Os primeiros anos de Francisco Esperança contam as histórias de um menino alentejano nascido em casa dos pais feitores num típico latifúndio pré-revolução de Abril. Cresceu em casa, no Monte do Lapa, uma propriedade que ia dali - Carregueiro - "quase até Beja e são 50 quilómetros!", recorda a tia de Francisco, Isabel Camacho Raposo. Estudou e era bom aluno, "mas o pai descobriu que faltou às aulas e trouxe-o para guardar cabras". Depois encarreirou. Sempre com os pais, Francisco mudou-se para o Monte do Tacão e para a casa estatal onde esteve até casar.

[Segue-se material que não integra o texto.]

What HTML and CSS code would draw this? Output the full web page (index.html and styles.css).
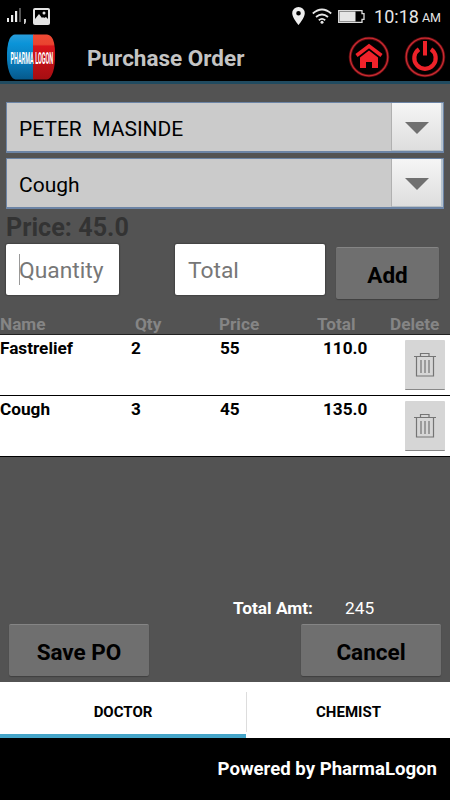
FILE: index.html
```html
<!DOCTYPE html>
<html lang="en">
<head>
    <meta charset="UTF-8">
    <meta name="viewport" content="width=device-width, initial-scale=1.0">
    <title>Purchase Order</title>
    <link rel="stylesheet" href="styles.css">
</head>
<body>
    <div class="status-bar">
        <svg class="signal" width="20" height="16" viewBox="0 0 20 16">
            <path d="M0 10h2v4H0zM4 7h2.200v7H4zM8 3h2.200v11H8z" fill="#eee"/>
            <path d="M12 0h2v14h-2z" fill="#555"/>
            <path d="M17 11h2v3l-1 2h-1z" fill="#ccc"/>
        </svg>
        <svg class="picture" width="17" height="17" viewBox="0 0 17 17">
            <rect width="17" height="17" rx="2" fill="#e4e4e4"/>
            <path d="M2 2h13v9l-2-2-2 1-1-1-1 1-3-4-4 5z" fill="#000"/>
            <circle cx="11" cy="5" r="1.500" fill="#e4e4e4"/>
        </svg>
        <svg class="pin" width="13" height="18" viewBox="0 0 13 18">
            <path fill-rule="evenodd" d="M6.500 0a6.300 6.300 0 0 0-6.300 6.300C.2 11 6.500 18 6.500 18s6.300-7 6.300-11.700A6.300 6.300 0 0 0 6.500 0zm0 4a2.300 2.300 0 1 1 0 4.600 2.300 2.300 0 0 1 0-4.600z" fill="#eee"/>
        </svg>
        <svg class="wifi" width="20" height="16" viewBox="0 0 20 16" fill="none" stroke="#e6e6e6" stroke-width="1.800">
            <path d="M.8 5.500q9.200-8 18.400 0M4 9q6-5 12 0M6.800 12.200q3.200-2.600 6.400 0"/>
            <circle cx="10" cy="14.300" r="1.500" fill="#e6e6e6" stroke="none"/>
        </svg>
        <svg class="battery" width="27" height="13" viewBox="0 0 27 13">
            <path d="M.7.700h23.300v3h2v5.600h-2v3H.7z" fill="none" stroke="#ddd" stroke-width="1.300"/>
            <rect x="1.500" y="1.500" width="16" height="10" fill="#e6e6e6"/>
        </svg>
        <span class="clock">10:18</span>
        <span class="ampm">AM</span>
    </div>

    <header class="header">
        <svg class="logo" width="50" height="46" viewBox="0 0 50 46">
            <defs>
                <linearGradient id="blue" x1="0" y1="0" x2="0" y2="1">
                    <stop offset="0" stop-color="#2a9edb"/>
                    <stop offset=".2" stop-color="#0b94d8"/>
                    <stop offset=".65" stop-color="#0877b5"/>
                    <stop offset="1" stop-color="#06598c"/>
                </linearGradient>
                <linearGradient id="red" x1="0" y1="0" x2="0" y2="1">
                    <stop offset="0" stop-color="#ef4a35"/>
                    <stop offset=".22" stop-color="#e8432f"/>
                    <stop offset=".26" stop-color="#d8141b"/>
                    <stop offset="1" stop-color="#a50e12"/>
                </linearGradient>
            </defs>
            <path d="M27.500.5H9Q6 .5 3.500 5 .5 12 1 26q.5 9 3.500 15 2 4 5 4.500h18z" fill="url(#blue)"/>
            <path d="M27 .5h14q4 .5 6 5 2.500 6 2 20-.5 10-3 15-2 4.500-5 5H27z" fill="url(#red)"/>
            <text class="logo-text" transform="translate(4.500 30) scale(.345 1)">PHARMA LOGON</text>
        </svg>
        <h1>Purchase Order</h1>
        <svg class="round-icon" width="42" height="42" viewBox="0 0 42 42">
            <circle cx="21" cy="21" r="18.800" fill="none" stroke="#5c0c10" stroke-width="3"/>
            <circle cx="21" cy="21" r="18.800" fill="none" stroke="#c92b31" stroke-width="1.300"/>
            <path d="M8.500 19.500 21 10l12.500 9.500" fill="none" stroke="#f0222a" stroke-width="3.600"/>
            <path d="M12 21.500 21 14.500l9 7V32h-6v-6h-6v6h-6z" fill="#f0222a"/>
        </svg>
        <svg class="round-icon" width="42" height="42" viewBox="0 0 42 42">
            <circle cx="21" cy="21" r="18.800" fill="none" stroke="#5c0c10" stroke-width="3"/>
            <circle cx="21" cy="21" r="18.800" fill="none" stroke="#c92b31" stroke-width="1.300"/>
            <path d="M15 13.300a10.700 10.700 0 1 0 12 0" fill="none" stroke="#ee2229" stroke-width="4.200"/>
            <path d="M21 5v14.500" fill="none" stroke="#ee2229" stroke-width="4"/>
        </svg>
    </header>

    <main class="content">
        <div class="spinner">
            <span class="spinner-value">PETER&nbsp; MASINDE</span>
            <span class="spinner-btn"><span class="arrow"></span></span>
        </div>
        <div class="spinner">
            <span class="spinner-value">Cough</span>
            <span class="spinner-btn"><span class="arrow"></span></span>
        </div>

        <div class="price">Price: 45.0</div>

        <div class="entry">
            <div class="field quantity"><span class="caret"></span>Quantity</div>
            <div class="field total">Total</div>
            <div class="btn add">Add</div>
        </div>

        <div class="row table-head">
            <span>Name</span>
            <span>Qty</span>
            <span>Price</span>
            <span>Total</span>
            <span>Delete</span>
        </div>
        <div class="row item">
            <span>Fastrelief</span>
            <span>2</span>
            <span>55</span>
            <span>110.0</span>
            <div class="delete">
                <svg width="22" height="25" viewBox="0 0 22 25" fill="none" stroke="#747474" stroke-width="1.200">
                    <path d="M0 4.500h22M6.500 4V1.500h8.500V4M2.500 5v19h17V5M7 8v13M11 8v13M15 8v13"/>
                </svg>
            </div>
        </div>
        <div class="row item">
            <span>Cough</span>
            <span>3</span>
            <span>45</span>
            <span>135.0</span>
            <div class="delete">
                <svg width="22" height="25" viewBox="0 0 22 25" fill="none" stroke="#747474" stroke-width="1.200">
                    <path d="M0 4.500h22M6.500 4V1.500h8.500V4M2.500 5v19h17V5M7 8v13M11 8v13M15 8v13"/>
                </svg>
            </div>
        </div>

        <div class="amount">
            <span class="amount-label">Total Amt:</span>
            <span class="amount-value">245</span>
        </div>
        <div class="actions">
            <div class="btn">Save PO</div>
            <div class="btn">Cancel</div>
        </div>
    </main>

    <nav class="tabs">
        <div class="tab active">DOCTOR</div>
        <div class="divider"></div>
        <div class="tab">CHEMIST</div>
    </nav>

    <footer class="footer">Powered by PharmaLogon</footer>
</body>
</html>
```
FILE: styles.css
```css
* {
    margin: 0;
    padding: 0;
    box-sizing: border-box;
}

body {
    width: 450px;
    height: 800px;
    display: flex;
    flex-direction: column;
    overflow: hidden;
    background: #000;
    color: #000;
    font-family: Roboto, sans-serif;
    white-space: nowrap;
}

.status-bar {
    height: 32px;
    display: flex;
    align-items: center;
    padding: 0 9px 0 7px;
    color: #e6e6e6;
}

.picture {
    margin-left: 6px;
}

.pin {
    margin-left: auto;
}

.wifi {
    margin-left: 7px;
}

.battery {
    margin-left: 6px;
}

.clock {
    margin-left: 9px;
    font-size: 18px;
}

.ampm {
    margin: 3px 0 0 3px;
    font-size: 12.5px;
}

.header {
    height: 52px;
    display: flex;
    align-items: center;
    padding: 0 4px 0 6px;
    border-bottom: 3px solid #214b60;
}

.header h1 {
    margin: 2px auto 0 31px;
    font-size: 22.5px;
    color: #c4c4c4;
}

.logo-text {
    font-size: 16px;
    font-weight: bold;
    fill: #fff;
}

.round-icon + .round-icon {
    margin-left: 14px;
}

.content {
    height: 598px;
    display: flex;
    flex-direction: column;
    padding-top: 18px;
    background: #535353;
}

.spinner {
    height: 51px;
    display: flex;
    justify-content: space-between;
    margin: 0 6px 5px;
    border: 1px solid #6c84a5;
    border-bottom-width: 2px;
    background: #cbcbcb;
}

.spinner-value {
    padding: 0 12px;
    line-height: 52px;
    font-size: 21px;
}

.spinner-btn {
    width: 52px;
    display: flex;
    align-items: center;
    justify-content: center;
    border-left: 1px solid #b0b0b0;
    border-right: 2px solid #b5c3cf;
    border-bottom: 1px solid #b8bfc4;
    background: linear-gradient(#f5f5f5, #dedede);
}

.arrow {
    margin-top: 2px;
    border: 12px solid transparent;
    border-top-color: #707070;
    border-bottom: 0;
}

.price {
    height: 30px;
    padding-left: 6px;
    line-height: 27px;
    font-size: 25.2px;
    font-weight: bold;
    color: #333;
}

.entry {
    height: 70px;
    display: flex;
    align-items: flex-start;
    padding-left: 6px;
}

.field {
    height: 51px;
    padding-left: 13px;
    line-height: 54px;
    border-radius: 2px;
    background: #fff;
    box-shadow: 0 0 1px 1px #444;
    font-size: 22.8px;
    color: #777;
}

.quantity {
    width: 113px;
    display: flex;
}

.caret {
    width: 1px;
    height: 31px;
    margin: 10px -1px 0 0;
    background: #999;
}

.total {
    width: 150px;
    margin-left: 56px;
}

.btn {
    width: 140px;
    height: 52px;
    line-height: 54px;
    border-top: 1px solid #858585;
    border-radius: 2px;
    background: #6f6f6f;
    box-shadow: 0 1px 1px #404040;
    text-align: center;
    font-size: 22.5px;
    font-weight: bold;
}

.add {
    width: 103px;
    margin: 3px 0 0 11px;
}

.row {
    display: grid;
    grid-template-columns: 131px 89px 103px 82px 40px;
    font-size: 17.2px;
    font-weight: bold;
}

.table-head {
    height: 21px;
    grid-template-columns: 135px 84px 98px 73px 60px;
    line-height: 20px;
    border-bottom: 1px solid #222;
    color: #858585;
}

.item {
    height: 61px;
    line-height: 26px;
    border-bottom: 1px solid #000;
    background: #fff;
}

.delete {
    height: 50px;
    display: flex;
    align-items: center;
    justify-content: center;
    margin-top: 5px;
    border-bottom: 1px solid #888;
    border-radius: 1px;
    background: #d6d6d6;
}

.amount {
    display: flex;
    margin-top: auto;
    padding-left: 233px;
    line-height: 20px;
    font-size: 17.3px;
    color: #fff;
}

.amount-label {
    width: 112px;
    font-weight: bold;
}

.actions {
    display: flex;
    justify-content: space-between;
    padding: 6px 9px;
}

.tabs {
    height: 56px;
    display: flex;
    background: #fff;
}

.tab {
    flex: 1;
    line-height: 61px;
    text-align: center;
    font-size: 15px;
    font-weight: bold;
}

.tab.active {
    flex: 0 0 246px;
    border-bottom: 4px solid #45a5c9;
}

.divider {
    width: 1px;
    margin: 10px 0 6px;
    background: #ddd;
}

.footer {
    flex: 1;
    padding-right: 13px;
    line-height: 62px;
    text-align: right;
    font-size: 18.6px;
    font-weight: bold;
    color: #fff;
}
```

A primeira habitação que partilhou com Benvinda foi em Penedo Gordo, nos anos 70, a meia dúzia de quilómetros de Beja, numa altura em que era chefe de secretaria da maior fábrica de tomate da zona, em Canhestros. Manuel Gatinho, dono do restaurante onde tantas vezes Francisco foi, recorda que o ex-bancário jogava futebol, era brincalhão e educado, mas "quando estava com os copos desviavam-se dele". "Bêbado, era um terror!", afirma.
O colega da fábrica, António Quarenta, assina por baixo. Outro trabalhador da fábrica que morava a metros de Francisco, em Penedo Gordo, Luís Barroca, confirma que "os copos o alteravam muito". Mas o reformado garante que era brincalhão. "Parámos num acampamento cigano e saímos de lá cheios de sopa de tomate." Uma vez, recorda, "trazia uma senhora da fábrica que falava muito. Era de noite e desligou as luzes do carro só para a calar". Luís Barroca não entendeu o crime. Só a alentejana Florbela Espanca teria uma explicação: "A vida é sempre a mesma para todos: rede de ilusões e desenganos. O quadro é único, a moldura é que é diferente".